▶ **Requirement**:
Repeat, exactly and completely, the material that follows. Omit the pictures.

BEGIN Material provided

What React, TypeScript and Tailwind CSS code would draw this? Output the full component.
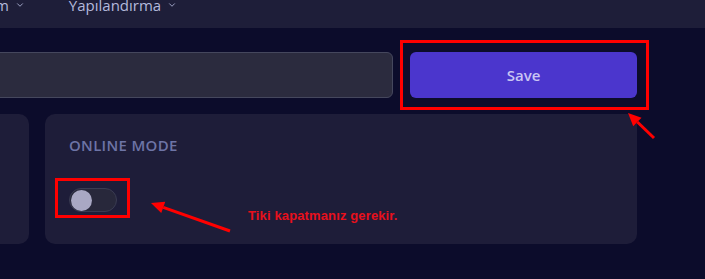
import { ChevronDown } from "lucide-react";

function Arrow({ x1, y1, x2, y2 }: { x1: number; y1: number; x2: number; y2: number }) {
  // tail (x1,y1) -> tip (x2,y2)
  const a = Math.atan2(y2 - y1, x2 - x1);
  const len = 13;
  const w = 6;
  const bx = x2 - len * Math.cos(a);
  const by = y2 - len * Math.sin(a);
  const p1 = `${bx + w * Math.sin(a)},${by - w * Math.cos(a)}`;
  const p2 = `${bx - w * Math.sin(a)},${by + w * Math.cos(a)}`;
  return (
    <g>
      <line x1={x1} y1={y1} x2={bx} y2={by} stroke="#f00" strokeWidth={3} />
      <polygon points={`${x2},${y2} ${p1} ${p2}`} fill="#f00" />
    </g>
  );
}

export default function App() {
  return (
    <div className="relative w-[705px] h-[279px] overflow-hidden bg-[#0c0c2b] font-['Open_Sans','Noto_Sans',sans-serif]">
      {/* Top nav */}
      <div className="h-[28px] bg-[#1e1e39] flex items-start text-[15px] leading-[20px] text-[#b3b9dc]">
        <div className="flex items-center gap-[6px] ml-[-38px] mt-[-5px]">
          <span>Sistem</span>
          <ChevronDown className="w-[10px] h-[10px]" strokeWidth={2} />
        </div>
        <div className="flex items-center gap-[6px] ml-[44px] mt-[-5px]">
          <span>Yapılandırma</span>
          <ChevronDown className="w-[10px] h-[10px]" strokeWidth={2} />
        </div>
      </div>

      {/* Content */}
      <div className="pt-[24px] pr-[68px] ml-[-140px]">
        <div className="flex gap-[17px]">
          <div className="flex-1 h-[46px] rounded-[6px] bg-[#2b2b3e] border border-[#45475d]" />
          <button className="w-[227px] h-[46px] rounded-[6px] bg-[#4b36cd] text-[#c9c5f3] text-[15px] font-semibold">
            Save
          </button>
        </div>

        <div className="flex gap-[16px] mt-[16px]">
          <div className="w-[169px] h-[130px] rounded-[10px] bg-[#1e1d39]" />
          <div className="flex-1 h-[130px] rounded-[10px] bg-[#1e1d39] px-[24px] pt-[21px]">
            <div className="text-[15px] leading-[20px] font-semibold tracking-[0.02em] text-[#6d74a6]">
              ONLINE MODE
            </div>
            <div className="mt-[33px] w-[48px] h-[24px] rounded-full bg-[#28283b] border border-[#3a3b52] flex items-center px-[1px]">
              <div className="w-[21px] h-[21px] rounded-full bg-[#a9a8c4]" />
            </div>
          </div>
        </div>
      </div>

      {/* Annotations */}
      <div className="absolute left-[400px] top-[40px] w-[249px] h-[70px] border-[3px] border-[#ff0000]" />
      <div className="absolute left-[55px] top-[178px] w-[75px] h-[40px] border-[3px] border-[#ff0000]" />
      <svg className="absolute inset-0 pointer-events-none" width={705} height={279}>
        <Arrow x1={230} y1={231} x2={151} y2={203} />
        <Arrow x1={654} y1={138} x2={628} y2={113} />
      </svg>
      <div className="absolute left-[248px] top-[207px] text-[13px] leading-[18px] font-bold tracking-[0.01em] text-[#e8101c] font-['Liberation_Sans','DejaVu_Sans',sans-serif]">
        Tiki kapatmanız gerekir.
      </div>
    </div>
  );
}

END Material provided

▶ **Exercise result**:
What React, TypeScript and Tailwind CSS code would draw this? Output the full component.
import { ChevronDown } from "lucide-react";

function Arrow({ x1, y1, x2, y2 }: { x1: number; y1: number; x2: number; y2: number }) {
  // tail (x1,y1) -> tip (x2,y2)
  const a = Math.atan2(y2 - y1, x2 - x1);
  const len = 13;
  const w = 6;
  const bx = x2 - len * Math.cos(a);
  const by = y2 - len * Math.sin(a);
  const p1 = `${bx + w * Math.sin(a)},${by - w * Math.cos(a)}`;
  const p2 = `${bx - w * Math.sin(a)},${by + w * Math.cos(a)}`;
  return (
    <g>
      <line x1={x1} y1={y1} x2={bx} y2={by} stroke="#f00" strokeWidth={3} />
      <polygon points={`${x2},${y2} ${p1} ${p2}`} fill="#f00" />
    </g>
  );
}

export default function App() {
  return (
    <div className="relative w-[705px] h-[279px] overflow-hidden bg-[#0c0c2b] font-['Open_Sans','Noto_Sans',sans-serif]">
      {/* Top nav */}
      <div className="h-[28px] bg-[#1e1e39] flex items-start text-[15px] leading-[20px] text-[#b3b9dc]">
        <div className="flex items-center gap-[6px] ml-[-38px] mt-[-5px]">
          <span>Sistem</span>
          <ChevronDown className="w-[10px] h-[10px]" strokeWidth={2} />
        </div>
        <div className="flex items-center gap-[6px] ml-[44px] mt-[-5px]">
          <span>Yapılandırma</span>
          <ChevronDown className="w-[10px] h-[10px]" strokeWidth={2} />
        </div>
      </div>

      {/* Content */}
      <div className="pt-[24px] pr-[68px] ml-[-140px]">
        <div className="flex gap-[17px]">
          <div className="flex-1 h-[46px] rounded-[6px] bg-[#2b2b3e] border border-[#45475d]" />
          <button className="w-[227px] h-[46px] rounded-[6px] bg-[#4b36cd] text-[#c9c5f3] text-[15px] font-semibold">
            Save
          </button>
        </div>

        <div className="flex gap-[16px] mt-[16px]">
          <div className="w-[169px] h-[130px] rounded-[10px] bg-[#1e1d39]" />
          <div className="flex-1 h-[130px] rounded-[10px] bg-[#1e1d39] px-[24px] pt-[21px]">
            <div className="text-[15px] leading-[20px] font-semibold tracking-[0.02em] text-[#6d74a6]">
              ONLINE MODE
            </div>
            <div className="mt-[33px] w-[48px] h-[24px] rounded-full bg-[#28283b] border border-[#3a3b52] flex items-center px-[1px]">
              <div className="w-[21px] h-[21px] rounded-full bg-[#a9a8c4]" />
            </div>
          </div>
        </div>
      </div>

      {/* Annotations */}
      <div className="absolute left-[400px] top-[40px] w-[249px] h-[70px] border-[3px] border-[#ff0000]" />
      <div className="absolute left-[55px] top-[178px] w-[75px] h-[40px] border-[3px] border-[#ff0000]" />
      <svg className="absolute inset-0 pointer-events-none" width={705} height={279}>
        <Arrow x1={230} y1={231} x2={151} y2={203} />
        <Arrow x1={654} y1={138} x2={628} y2={113} />
      </svg>
      <div className="absolute left-[248px] top-[207px] text-[13px] leading-[18px] font-bold tracking-[0.01em] text-[#e8101c] font-['Liberation_Sans','DejaVu_Sans',sans-serif]">
        Tiki kapatmanız gerekir.
      </div>
    </div>
  );
}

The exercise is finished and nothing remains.